• _MATERIAL SUPPLIED_
[start]

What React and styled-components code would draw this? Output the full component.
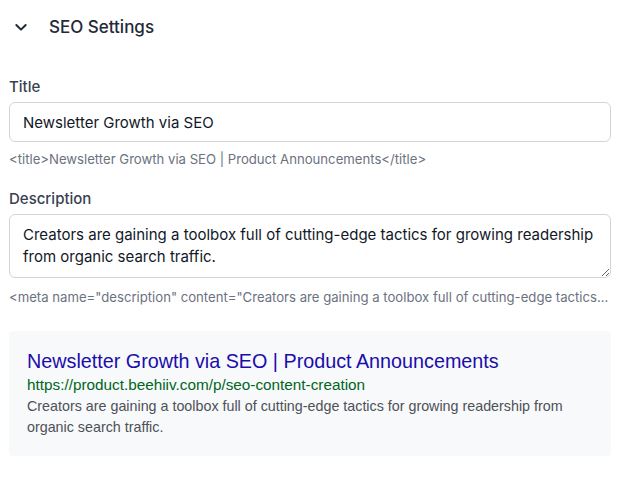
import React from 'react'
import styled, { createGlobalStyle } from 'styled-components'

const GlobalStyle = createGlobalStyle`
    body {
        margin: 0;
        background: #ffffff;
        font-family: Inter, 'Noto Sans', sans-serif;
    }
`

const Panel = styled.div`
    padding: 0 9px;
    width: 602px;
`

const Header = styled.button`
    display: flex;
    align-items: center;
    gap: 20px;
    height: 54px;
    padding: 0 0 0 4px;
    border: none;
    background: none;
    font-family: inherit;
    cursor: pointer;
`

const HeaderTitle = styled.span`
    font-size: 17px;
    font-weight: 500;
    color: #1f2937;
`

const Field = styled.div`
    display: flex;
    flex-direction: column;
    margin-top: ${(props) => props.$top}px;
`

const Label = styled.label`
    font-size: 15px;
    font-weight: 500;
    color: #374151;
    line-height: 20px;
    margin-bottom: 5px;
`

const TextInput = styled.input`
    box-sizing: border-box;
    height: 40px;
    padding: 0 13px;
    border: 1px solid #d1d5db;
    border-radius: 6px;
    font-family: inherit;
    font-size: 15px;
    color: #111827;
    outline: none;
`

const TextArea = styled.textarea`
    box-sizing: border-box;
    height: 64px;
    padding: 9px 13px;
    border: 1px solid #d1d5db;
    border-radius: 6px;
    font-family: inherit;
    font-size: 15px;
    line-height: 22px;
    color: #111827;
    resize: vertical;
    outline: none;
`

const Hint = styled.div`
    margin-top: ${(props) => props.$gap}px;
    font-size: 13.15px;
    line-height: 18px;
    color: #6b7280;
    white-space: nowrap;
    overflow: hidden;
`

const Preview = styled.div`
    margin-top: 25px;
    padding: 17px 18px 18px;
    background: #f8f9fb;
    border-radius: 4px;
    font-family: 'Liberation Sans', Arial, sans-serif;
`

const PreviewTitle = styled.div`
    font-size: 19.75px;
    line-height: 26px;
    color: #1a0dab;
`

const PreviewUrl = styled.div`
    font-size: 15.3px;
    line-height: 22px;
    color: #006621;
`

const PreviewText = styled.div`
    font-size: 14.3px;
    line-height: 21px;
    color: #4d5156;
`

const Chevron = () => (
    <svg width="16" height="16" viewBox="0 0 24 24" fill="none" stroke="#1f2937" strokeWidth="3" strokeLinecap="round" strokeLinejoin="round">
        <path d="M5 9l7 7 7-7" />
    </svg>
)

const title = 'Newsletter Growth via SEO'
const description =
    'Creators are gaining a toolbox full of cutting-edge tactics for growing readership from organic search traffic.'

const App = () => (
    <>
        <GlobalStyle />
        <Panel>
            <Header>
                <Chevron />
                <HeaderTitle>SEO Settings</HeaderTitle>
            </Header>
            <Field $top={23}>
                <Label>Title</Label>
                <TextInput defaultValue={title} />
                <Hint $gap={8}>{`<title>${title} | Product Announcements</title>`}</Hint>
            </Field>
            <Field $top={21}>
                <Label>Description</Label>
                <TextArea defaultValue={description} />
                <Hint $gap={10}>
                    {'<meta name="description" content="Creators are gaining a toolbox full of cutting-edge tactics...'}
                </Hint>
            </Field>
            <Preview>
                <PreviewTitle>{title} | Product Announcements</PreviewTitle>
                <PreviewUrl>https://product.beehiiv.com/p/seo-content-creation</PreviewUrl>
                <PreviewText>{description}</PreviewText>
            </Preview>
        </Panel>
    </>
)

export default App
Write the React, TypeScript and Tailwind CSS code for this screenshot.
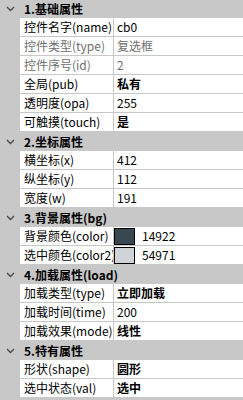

[end]
[start]

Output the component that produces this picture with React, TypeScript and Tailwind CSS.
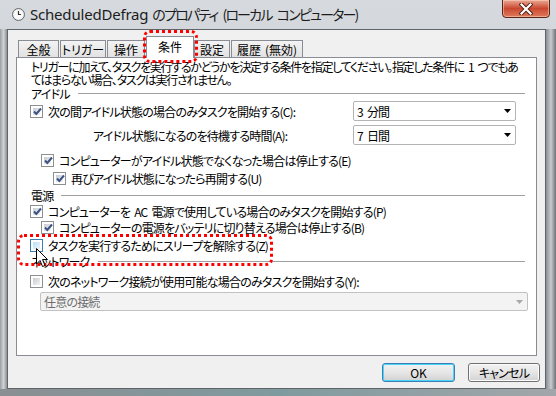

[end]

• _EXERCISE DETAILS_
Only lines with the word "Tailwind" should be collected from the material.

• _RESULT_
Write the React, TypeScript and Tailwind CSS code for this screenshot.
Output the component that produces this picture with React, TypeScript and Tailwind CSS.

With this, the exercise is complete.